The card shows a brick wall covered in graffiti-style lettering and stencil art. A cluster of black balloons fills most of the frame, with one bright-red balloon breaking the pattern. A small bird perches nearby holding a lit candle — the kind of detail you notice on a second look. The brick-red background, charcoal-black type, and that single pop of bright red keep the whole thing loud without being chaotic. It's a design that reads as deadpan and a little confrontational, the way a good joke about getting older should feel. The overall tone is playful and unapologetic.
This card suits two kinds of people well. First, your friend who has been dreading a milestone birthday — the one turning 40 who keeps calling it "the end of youth" in the group chat. They'll read the humor before they feel the sentiment, which is exactly the point. Second, your older sibling who rolls their eyes at anything sentimental — the kind of person who would genuinely cringe at pastel balloons and cursive fonts. They need a card that signals you know them. This design does that without requiring you to write a long, earnest message inside.

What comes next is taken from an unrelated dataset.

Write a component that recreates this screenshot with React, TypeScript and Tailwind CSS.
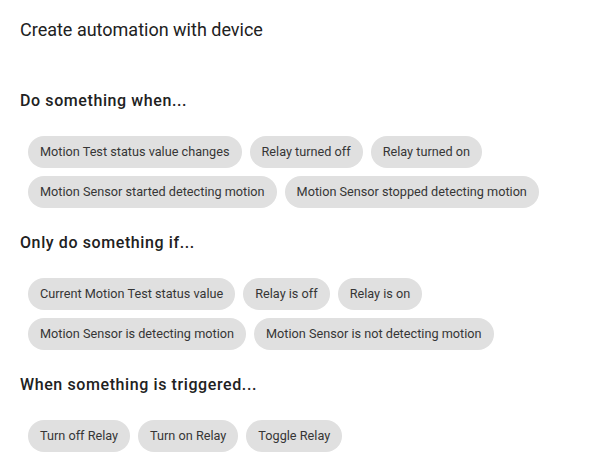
import React from 'react';

const sections = [
  {
    title: 'Do something when...',
    items: [
      'Motion Test status value changes',
      'Relay turned off',
      'Relay turned on',
      'Motion Sensor started detecting motion',
      'Motion Sensor stopped detecting motion',
    ],
  },
  {
    title: 'Only do something if...',
    items: [
      'Current Motion Test status value',
      'Relay is off',
      'Relay is on',
      'Motion Sensor is detecting motion',
      'Motion Sensor is not detecting motion',
    ],
  },
  {
    title: 'When something is triggered...',
    items: ['Turn off Relay', 'Turn on Relay', 'Toggle Relay'],
  },
];

function Chip({ label }: { label: string }) {
  return (
    <button className="h-8 px-3 rounded-full bg-[#e0e0e0] text-[12.7px] text-[#363636] leading-8 whitespace-nowrap">
      {label}
    </button>
  );
}

export default function App() {
  return (
    <div className="w-[591px] h-[469px] bg-white px-5 font-['Roboto',sans-serif] overflow-hidden">
      <h2 className="pt-[18px] text-[18px] leading-6 text-[#212121]">Create automation with device</h2>

      {sections.map((s, i) => (
        <div key={s.title} className={i === 0 ? 'mt-[47px]' : 'mt-[23px]'}>
          <h3 className="text-[16px] leading-6 font-medium tracking-[0.6px] text-[#212121]">{s.title}</h3>
          <div className="mt-[23px] pl-2 flex flex-wrap gap-2">
            {s.items.map((item) => (
              <Chip key={item} label={item} />
            ))}
          </div>
        </div>
      ))}
    </div>
  );
}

Photos that land best here are candid and a little rough around the edges — not posed portraits. Try a phone-shot of your friend mid-laugh at a bar, slightly blurry, exactly as it happened. Or a photo from a birthday years ago that you've dug out of your camera roll, grainy and slightly embarrassing. The charcoal-black and brick-red tones hold up well against photos with warm or low-light coloring. Once the card opens, every photo drops onto the screen like a printed picture, and the recipient can tap any one to download it at full original resolution and keep it.